Bank of Spain Governor Miguel Angel Fernandez Ordonez said the nation’s lenders may need additional capital if the economy weakens more than expected.
Switzerland sold 182-day bills at an average yield of minus 0.251 percent, according to the nation’s central bank. About 710 million francs were allotted, it said.

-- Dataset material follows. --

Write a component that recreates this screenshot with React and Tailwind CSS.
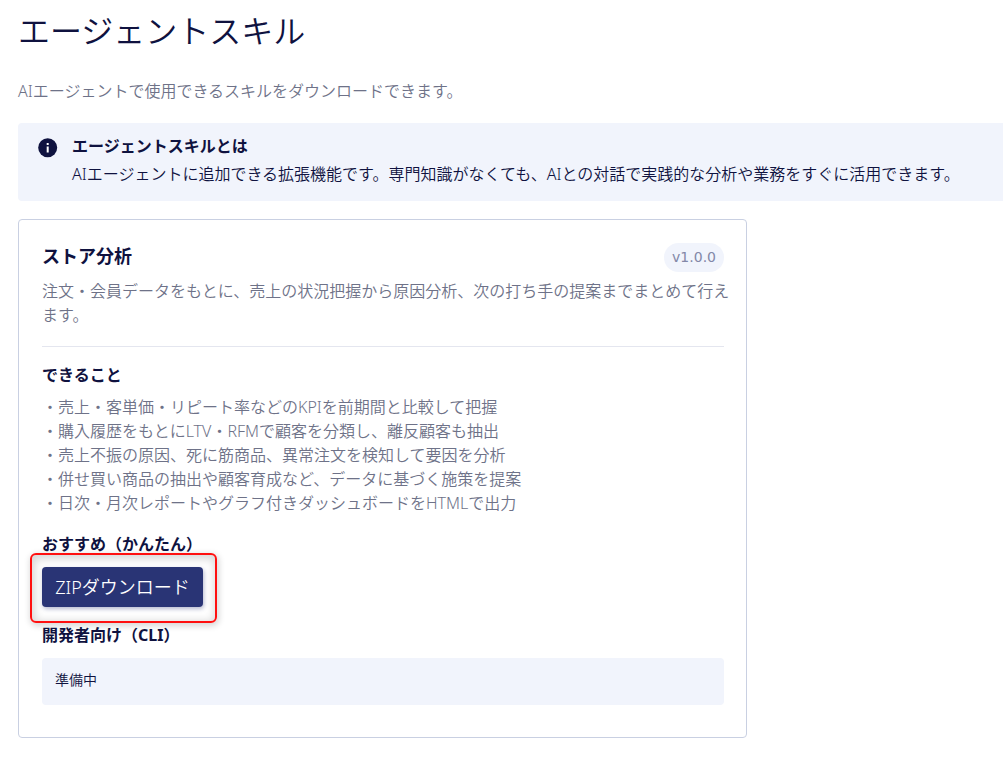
const features = [
  '売上・客単価・リピート率などのKPIを前期間と比較して把握',
  '購入履歴をもとにLTV・RFMで顧客を分類し、離反顧客も抽出',
  '売上不振の原因、死に筋商品、異常注文を検知して要因を分析',
  '併せ買い商品の抽出や顧客育成など、データに基づく施策を提案',
  '日次・月次レポートやグラフ付きダッシュボードをHTMLで出力',
];

function InfoIcon() {
  return (
    <svg className="mt-1.5 size-5 shrink-0" viewBox="0 0 20 20" aria-hidden="true">
      <circle cx="9.7" cy="9.7" r="9.5" fill="#0f123f" />
      <rect x="8.7" y="5" width="2" height="2" fill="#fff" />
      <rect x="8.7" y="8.5" width="2" height="6" fill="#fff" />
    </svg>
  );
}

function InfoBanner() {
  return (
    <section className="mt-5 flex gap-3.5 rounded-l bg-[#f1f4fc] pt-[9px] pb-[13px] pl-5 text-[#0f123f]">
      <InfoIcon />
      <div>
        <h2 className="text-base/7 font-bold">エージェントスキルとは</h2>
        <p className="text-base/7">
          AIエージェントに追加できる拡張機能です。専門知識がなくても、AIとの対話で実践的な分析や業務をすぐに活用できます。
        </p>
      </div>
    </section>
  );
}

function SkillCard() {
  return (
    <article className="mt-[18px] max-w-[729px] rounded border border-[#c9d0e2] bg-white pt-[23px] pr-[22px] pb-8 pl-[23px]">
      <div className="flex items-start justify-between">
        <h2 className="text-lg/[26px] font-bold">ストア分析</h2>
        <span className="h-[29px] rounded-full bg-[#f1f4fc] px-2 font-['DejaVu_Sans',sans-serif] text-sm/7 font-normal text-[#8388a8]">
          v1.0.0
        </span>
      </div>
      <div className="mt-[7px] border-b border-[#e4e6ef] pb-[19px]">
        <p className="-mr-2 text-base/6 text-[#6e7288]">
          注文・会員データをもとに、売上の状況把握から原因分析、次の打ち手の提案までまとめて行えます。
        </p>
      </div>

      <h3 className="mt-4 text-base/6 font-bold">できること</h3>
      <ul className="mt-2 text-base/6 text-[#6e7288]">
        {features.map((text) => (
          <li key={text}>・{text}</li>
        ))}
      </ul>

      <h3 className="mt-[17px] text-base/6 font-bold">おすすめ（かんたん）</h3>
      <div className="-mt-[3px] -ml-3 w-[187px] rounded-md border-2 border-[#ff1010] px-2.5 pt-3 pb-3.5 shadow-[1px_2px_6px_1px_rgba(0,0,0,0.16),inset_1px_2px_8px_2px_rgba(0,0,0,0.16)]">
        <button
          type="button"
          className="h-10 w-[161px] rounded bg-[#293475] text-lg text-white shadow-[1px_2px_4px_rgba(41,52,117,0.35)]"
        >
          ZIPダウンロード
        </button>
      </div>
      <h3 className="text-base/6 font-bold">開発者向け（CLI）</h3>
      <p className="mt-[11px] rounded bg-[#f1f4fc] px-[13px] pt-2.5 pb-[13px] text-sm/6">準備中</p>
    </article>
  );
}

export default function App() {
  return (
    <main className="bg-white pl-[18px] font-['Noto_Sans','Noto_Sans_CJK_JP',sans-serif] font-[350] text-[#0f123f]">
      <h1 className="pt-[7px] text-[32px]/[48px]">エージェントスキル</h1>
      <p className="mt-6 text-base/6 text-[#6e7288]">AIエージェントで使用できるスキルをダウンロードできます。</p>
      <InfoBanner />
      <SkillCard />
    </main>
  );
}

“We have a renewed concern in the euro region as the debt problem hasn’t gone away despite the liquidity support from the European Central Bank,” said Vincent Chaigneau, the global head of interest-rate strategy at Societe Generale SA in Paris. “The poor non-farm payroll data out of the U.S. only exacerbated the risk-off sentiment. Peripheral bond yields are likely to continue to rise in the near term.”
Emerging Markets
The MSCI Emerging Markets Index (MXEF) retreated 1 percent to the lowest level since Jan. 30 on a closing basis. The Hang Seng China Enterprises Index (HSCEI) of Chinese stocks listed in Hong Kong lost 1.4 percent. China reported an unexpected trade surplus last month as inbound shipments increased 5.3 percent, below the 9 percent median estimate in a Bloomberg survey. The Shanghai Composite Index (SHCOMP) gained 0.9 percent on speculation the government will take measures to boost the economy.
The yen appreciated 1 percent against the dollar and climbed 1.2 percent versus the euro, rising against both for the fifth consecutive day. The Swiss franc was little changed at 1.20158 against the euro after it strengthened through the 1.20 per euro ceiling during yesterday’s trading day, the second time the cap was breached since being established by the nation’s central bank on Sept. 6.